Islam Khalil wurde bereits 2015 insgesamt 122 Tage lang Opfer des Verschwindenlassens. In dieser Zeit wurde er gefoltert und in Einzelhaft gehalten. Man beschuldigte ihn der "Mitgliedschaft in einer illegalen Gruppe" und anderer konstruierter Anklagen. Am 10. März 2018 verschleppten Angehörige des ägyptischen Geheimdienstes Islam Khalil ein weiteres Mal, als er sich in der Stadt Aswan aufhielt. Seine Familie erfuhr erst am 2. April etwas über sein Schicksal und seinen Verbleib. Der Gesundheitszustand von Islam Khalil hat sich seit seiner Inhaftierung aufgrund der Folter im Jahr 2015 und der schlechten Haftbedingungen erheblich verschlechtert. Seine Familie geht davon aus, dass er in der Haft ohne Kontakt zur Außenwelt auch jetzt wieder akut von Folter und anderen Misshandlungen bedroht ist.

Hintergrundinformation

Hintergrund

Am 27. Februar sagten Polizeibeamt_innen der Familie und dem Rechtsbeistand von Islam Khalil, dass er nicht mehr in ihrem Gewahrsam sei. Doch Islam Khalil wird seit diesem Tag ohne Kontakt zur Außenwelt festgehalten, und über sein Schicksal und seinen Verbleib ist nichts bekannt.
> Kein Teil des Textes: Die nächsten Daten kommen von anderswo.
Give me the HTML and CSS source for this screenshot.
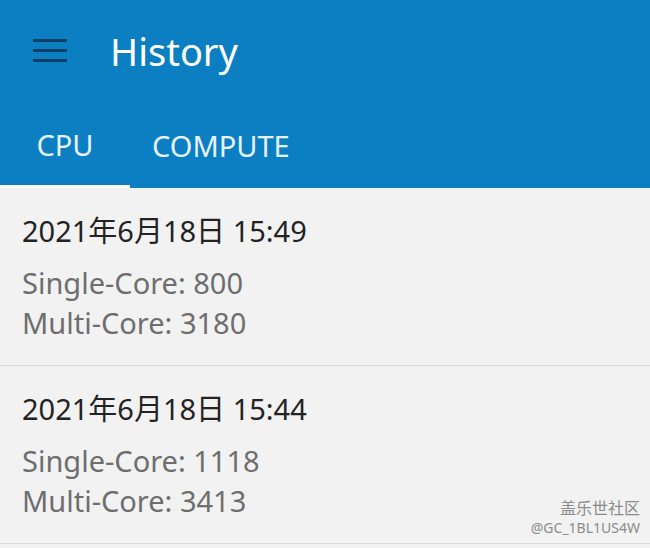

Am 25. Januar 2019 traten Islam Khalil und vier Mitgefangene am achten Jahrestag des ägyptischen Aufstands von 2011 in den Hungerstreik, um damit gegen ihre willkürliche Inhaftierung zu protestieren. Islam Khalil befand sich zu der Zeit aufgrund konstruierter Vorwürfe schon seit dem 10. März 2018 in Untersuchungshaft. Ihn und fünf Mitangeklagte beschuldigte man derselben Vorwürfe. Die Mitangeklagten wurden im September 2018 freigelassen, doch Islam Khalil wurde weiterhin willkürlich in Haft gehalten. Amnesty International ist der Ansicht, dass seine Inhaftierung und die konstruierten Anklagen gegen ihn eine Vergeltungsmaßnahme für seinen politischen Aktivismus gegen das Verschwindenlassen und willkürliche Inhaftierungen in Ägypten sind.

In den vergangenen vier Jahren wurde Islam Khalil zweimal Opfer des Verschwindenlassens. 2015 wurde er gefoltert und in Einzelhaft gehalten. Am 10. März 2018 verlor seine Familie erneut für drei Wochen den Kontakt zu ihm. Zu diesem Zeitpunkt hielt er sich in Aswan auf. Nachdem sie den Kontakt mit Islam Khalil verloren hatten, wandten sich seine Angehörigen an die Polizeiwache in Aswan, weil sie vermuteten, dass er sich dort im Gewahrsam befand. Die Polizei bestritt jedoch, ihn festzuhalten. Am 15. März 2018 reichte die Familie eine Beschwerde bei der Staatsanwaltschaft ein, erhielt darauf aber keine Reaktion. Sie wandte sich auch an die Staatsanwaltschaft in Hurghada, südöstlich von Kairo, und an die Staatsanwaltschaft in Aswan. Doch beide bestritten, ihn in Gewahrsam zu haben. Am 2. April 2018 erfuhr seine Familie endlich durch eine Person, die Islam Khalil bei einem Besuch gesehen hatte, dass er im Untersuchungsgefängnis Tora eingesperrt war. Laut Angaben seiner Familienangehörigen verhörte die Staatsanwaltschaft der ägyptischen Staatssicherheit Islam Khalil am 1. April 2018 ohne Rechtsbeistand. Laut Informationen, die Amnesty International vorliegen, gestattete die Gefängnisverwaltung ihm einen Monat lang weder Bücher, noch Essen, noch Besuche seiner Familie. Einmal wurde er in eine von Ungeziefer befallene Zelle verlegt und erhielt weder Zugang zu Wasser noch angemessene Nahrung. Dann wurde er in eine andere Zelle mit Gefangenen verlegt, die ihn zum Beten zwangen und ihm untersagten, zu rauchen und Bücher seiner Wahl zu lesen.